RAW DATA -
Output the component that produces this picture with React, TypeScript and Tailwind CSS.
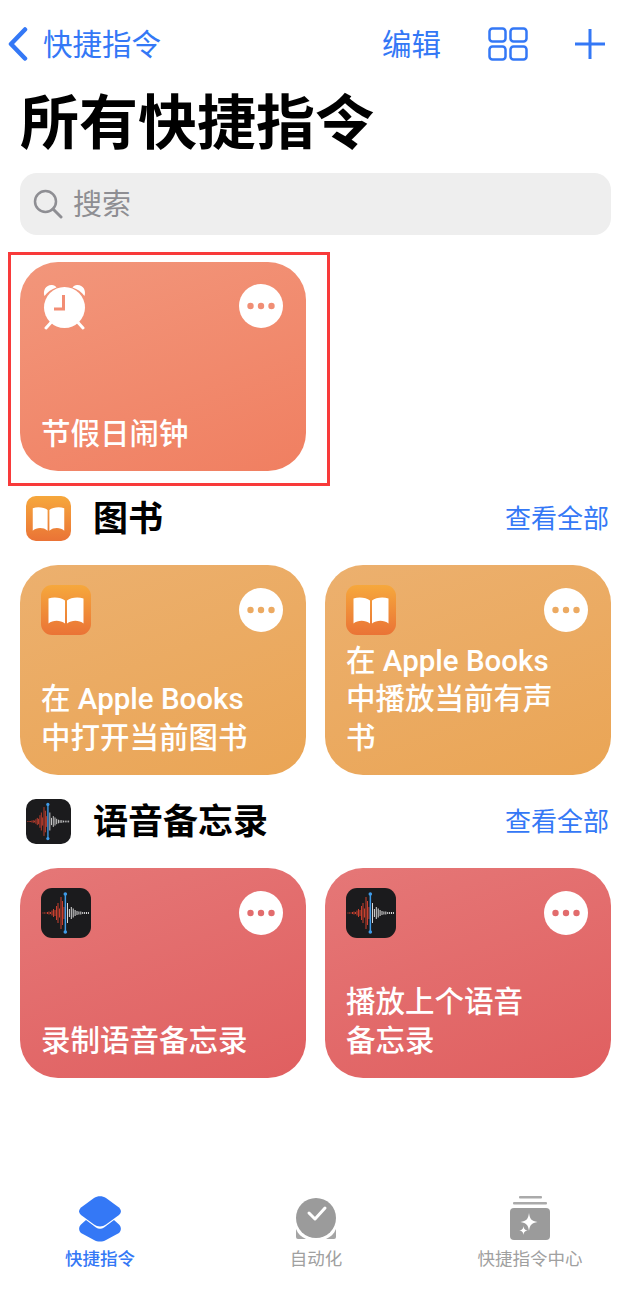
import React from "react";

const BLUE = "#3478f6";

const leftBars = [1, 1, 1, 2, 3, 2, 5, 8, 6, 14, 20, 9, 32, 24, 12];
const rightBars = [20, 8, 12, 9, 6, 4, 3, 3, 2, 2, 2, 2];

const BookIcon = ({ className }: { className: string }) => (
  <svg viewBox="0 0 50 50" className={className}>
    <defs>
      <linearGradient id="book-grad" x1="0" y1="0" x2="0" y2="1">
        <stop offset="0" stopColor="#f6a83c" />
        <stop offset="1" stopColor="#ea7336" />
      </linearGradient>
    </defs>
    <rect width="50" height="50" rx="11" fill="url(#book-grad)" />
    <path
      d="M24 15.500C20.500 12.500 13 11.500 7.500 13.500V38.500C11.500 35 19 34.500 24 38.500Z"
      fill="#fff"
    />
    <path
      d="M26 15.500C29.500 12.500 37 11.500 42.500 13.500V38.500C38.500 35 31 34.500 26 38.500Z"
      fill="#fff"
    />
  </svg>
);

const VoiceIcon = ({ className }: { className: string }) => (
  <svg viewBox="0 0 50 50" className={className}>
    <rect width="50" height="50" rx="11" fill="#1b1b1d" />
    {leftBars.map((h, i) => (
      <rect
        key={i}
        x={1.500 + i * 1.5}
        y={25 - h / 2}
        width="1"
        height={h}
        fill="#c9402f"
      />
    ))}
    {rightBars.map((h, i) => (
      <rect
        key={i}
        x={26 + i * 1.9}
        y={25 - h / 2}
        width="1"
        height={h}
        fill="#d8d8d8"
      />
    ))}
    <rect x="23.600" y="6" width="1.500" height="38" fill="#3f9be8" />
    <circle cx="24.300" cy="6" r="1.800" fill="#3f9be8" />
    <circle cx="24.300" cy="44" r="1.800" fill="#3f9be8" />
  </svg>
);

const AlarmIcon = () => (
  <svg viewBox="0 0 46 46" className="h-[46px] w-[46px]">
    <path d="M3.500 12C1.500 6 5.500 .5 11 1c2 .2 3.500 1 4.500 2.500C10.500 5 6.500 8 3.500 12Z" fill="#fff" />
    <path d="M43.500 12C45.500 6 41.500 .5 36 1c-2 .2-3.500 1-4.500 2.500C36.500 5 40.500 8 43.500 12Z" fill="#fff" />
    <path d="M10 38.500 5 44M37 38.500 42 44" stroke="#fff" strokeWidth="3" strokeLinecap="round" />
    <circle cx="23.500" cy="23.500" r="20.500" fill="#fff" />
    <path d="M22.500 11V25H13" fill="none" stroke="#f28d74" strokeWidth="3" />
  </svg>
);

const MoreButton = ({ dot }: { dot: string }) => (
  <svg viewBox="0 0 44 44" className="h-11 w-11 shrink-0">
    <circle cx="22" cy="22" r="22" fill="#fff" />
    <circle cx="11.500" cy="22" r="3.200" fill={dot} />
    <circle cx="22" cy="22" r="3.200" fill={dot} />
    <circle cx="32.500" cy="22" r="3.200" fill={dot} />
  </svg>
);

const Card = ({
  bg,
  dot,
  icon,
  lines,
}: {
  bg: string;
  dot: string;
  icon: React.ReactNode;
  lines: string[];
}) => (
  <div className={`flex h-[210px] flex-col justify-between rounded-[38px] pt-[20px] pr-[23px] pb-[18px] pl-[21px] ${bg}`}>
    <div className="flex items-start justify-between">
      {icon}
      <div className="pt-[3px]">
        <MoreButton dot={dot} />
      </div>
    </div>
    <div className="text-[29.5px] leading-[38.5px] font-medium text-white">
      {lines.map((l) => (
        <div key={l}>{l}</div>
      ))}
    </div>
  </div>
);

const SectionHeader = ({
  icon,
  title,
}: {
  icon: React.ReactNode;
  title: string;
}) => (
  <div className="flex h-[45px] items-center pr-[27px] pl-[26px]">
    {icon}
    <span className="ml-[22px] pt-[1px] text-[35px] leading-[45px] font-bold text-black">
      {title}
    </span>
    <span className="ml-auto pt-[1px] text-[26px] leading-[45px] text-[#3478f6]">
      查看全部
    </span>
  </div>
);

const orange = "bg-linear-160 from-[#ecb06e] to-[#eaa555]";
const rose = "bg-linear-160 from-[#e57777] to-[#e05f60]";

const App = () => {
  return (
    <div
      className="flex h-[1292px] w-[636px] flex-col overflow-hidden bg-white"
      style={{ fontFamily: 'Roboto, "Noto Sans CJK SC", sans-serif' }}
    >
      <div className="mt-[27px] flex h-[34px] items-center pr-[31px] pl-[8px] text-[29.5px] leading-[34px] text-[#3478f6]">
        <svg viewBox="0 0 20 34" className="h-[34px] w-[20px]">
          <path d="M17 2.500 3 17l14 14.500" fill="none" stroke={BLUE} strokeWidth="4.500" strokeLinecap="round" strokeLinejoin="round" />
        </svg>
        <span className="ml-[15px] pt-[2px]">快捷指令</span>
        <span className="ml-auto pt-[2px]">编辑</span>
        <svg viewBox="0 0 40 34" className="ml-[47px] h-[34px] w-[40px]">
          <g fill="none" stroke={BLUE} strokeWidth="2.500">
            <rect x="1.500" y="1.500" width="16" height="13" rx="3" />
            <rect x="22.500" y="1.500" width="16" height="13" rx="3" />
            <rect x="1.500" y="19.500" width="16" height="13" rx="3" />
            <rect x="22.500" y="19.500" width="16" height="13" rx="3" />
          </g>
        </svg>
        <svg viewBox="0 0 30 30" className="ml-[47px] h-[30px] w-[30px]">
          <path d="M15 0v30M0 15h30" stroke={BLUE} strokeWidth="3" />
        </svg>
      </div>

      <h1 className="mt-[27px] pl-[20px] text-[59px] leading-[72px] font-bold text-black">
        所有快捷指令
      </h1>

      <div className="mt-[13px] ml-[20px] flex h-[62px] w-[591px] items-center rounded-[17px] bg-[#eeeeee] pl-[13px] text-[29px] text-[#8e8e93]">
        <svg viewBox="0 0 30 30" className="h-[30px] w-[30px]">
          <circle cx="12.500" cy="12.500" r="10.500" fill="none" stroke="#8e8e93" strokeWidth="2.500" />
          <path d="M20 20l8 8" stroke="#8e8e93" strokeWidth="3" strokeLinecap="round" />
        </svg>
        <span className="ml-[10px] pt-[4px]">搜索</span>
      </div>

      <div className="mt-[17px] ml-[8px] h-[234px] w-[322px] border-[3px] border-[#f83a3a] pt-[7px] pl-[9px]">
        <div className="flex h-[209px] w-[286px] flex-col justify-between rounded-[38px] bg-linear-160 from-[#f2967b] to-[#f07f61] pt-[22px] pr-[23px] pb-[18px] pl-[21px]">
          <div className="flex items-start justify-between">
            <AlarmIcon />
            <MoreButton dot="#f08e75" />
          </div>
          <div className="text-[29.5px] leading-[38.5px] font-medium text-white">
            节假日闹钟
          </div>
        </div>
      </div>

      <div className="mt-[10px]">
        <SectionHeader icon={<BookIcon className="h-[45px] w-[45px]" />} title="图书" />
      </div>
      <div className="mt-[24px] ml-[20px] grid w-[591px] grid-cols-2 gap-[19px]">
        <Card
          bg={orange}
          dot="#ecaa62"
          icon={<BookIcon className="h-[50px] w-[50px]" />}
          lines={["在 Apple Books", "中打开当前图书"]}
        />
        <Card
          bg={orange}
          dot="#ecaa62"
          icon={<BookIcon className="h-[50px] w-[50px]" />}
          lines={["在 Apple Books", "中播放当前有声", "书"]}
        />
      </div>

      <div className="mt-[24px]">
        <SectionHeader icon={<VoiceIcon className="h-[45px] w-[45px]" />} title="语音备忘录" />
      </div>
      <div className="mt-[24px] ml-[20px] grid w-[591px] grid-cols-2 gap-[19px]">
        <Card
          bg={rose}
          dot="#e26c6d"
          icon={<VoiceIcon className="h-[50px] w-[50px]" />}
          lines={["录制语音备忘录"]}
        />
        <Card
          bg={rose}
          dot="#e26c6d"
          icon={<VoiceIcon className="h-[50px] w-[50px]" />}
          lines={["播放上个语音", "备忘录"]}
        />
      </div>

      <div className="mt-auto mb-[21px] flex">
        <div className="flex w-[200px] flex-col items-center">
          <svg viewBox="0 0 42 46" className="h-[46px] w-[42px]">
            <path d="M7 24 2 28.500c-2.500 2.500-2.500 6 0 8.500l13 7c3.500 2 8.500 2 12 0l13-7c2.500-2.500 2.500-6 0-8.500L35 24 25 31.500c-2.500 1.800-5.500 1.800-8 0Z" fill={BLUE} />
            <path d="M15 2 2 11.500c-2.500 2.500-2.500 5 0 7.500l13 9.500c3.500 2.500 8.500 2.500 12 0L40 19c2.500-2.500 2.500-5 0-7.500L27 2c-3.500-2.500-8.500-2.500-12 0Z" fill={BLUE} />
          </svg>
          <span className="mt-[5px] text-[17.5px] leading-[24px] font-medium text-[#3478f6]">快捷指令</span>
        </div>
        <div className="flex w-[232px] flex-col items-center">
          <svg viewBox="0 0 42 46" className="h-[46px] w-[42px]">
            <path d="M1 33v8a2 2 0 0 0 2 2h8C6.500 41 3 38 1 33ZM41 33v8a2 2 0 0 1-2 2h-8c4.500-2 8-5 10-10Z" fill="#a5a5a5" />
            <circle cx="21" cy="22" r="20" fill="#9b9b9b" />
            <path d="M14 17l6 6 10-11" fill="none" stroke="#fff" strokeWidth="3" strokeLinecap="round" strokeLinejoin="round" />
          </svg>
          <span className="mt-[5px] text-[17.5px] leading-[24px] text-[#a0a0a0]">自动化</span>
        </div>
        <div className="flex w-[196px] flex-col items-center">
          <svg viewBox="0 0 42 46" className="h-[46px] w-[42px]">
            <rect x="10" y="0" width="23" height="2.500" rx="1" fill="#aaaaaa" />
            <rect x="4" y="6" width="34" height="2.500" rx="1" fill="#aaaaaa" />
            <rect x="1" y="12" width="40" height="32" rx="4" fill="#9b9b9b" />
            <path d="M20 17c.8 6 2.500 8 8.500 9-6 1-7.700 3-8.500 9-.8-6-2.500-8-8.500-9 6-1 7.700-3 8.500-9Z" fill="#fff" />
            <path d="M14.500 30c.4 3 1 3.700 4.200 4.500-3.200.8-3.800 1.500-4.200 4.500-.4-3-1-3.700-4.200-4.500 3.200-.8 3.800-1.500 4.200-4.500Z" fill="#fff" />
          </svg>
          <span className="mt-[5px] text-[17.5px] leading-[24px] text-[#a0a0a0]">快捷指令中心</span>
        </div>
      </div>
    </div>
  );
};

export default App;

PROBLEM STATEMENT - Copy out each line of the data where the string "React" appears.

RESULT FOR THIS TASK -
Output the component that produces this picture with React, TypeScript and Tailwind CSS.
import React from "react";
  icon: React.ReactNode;
  icon: React.ReactNode;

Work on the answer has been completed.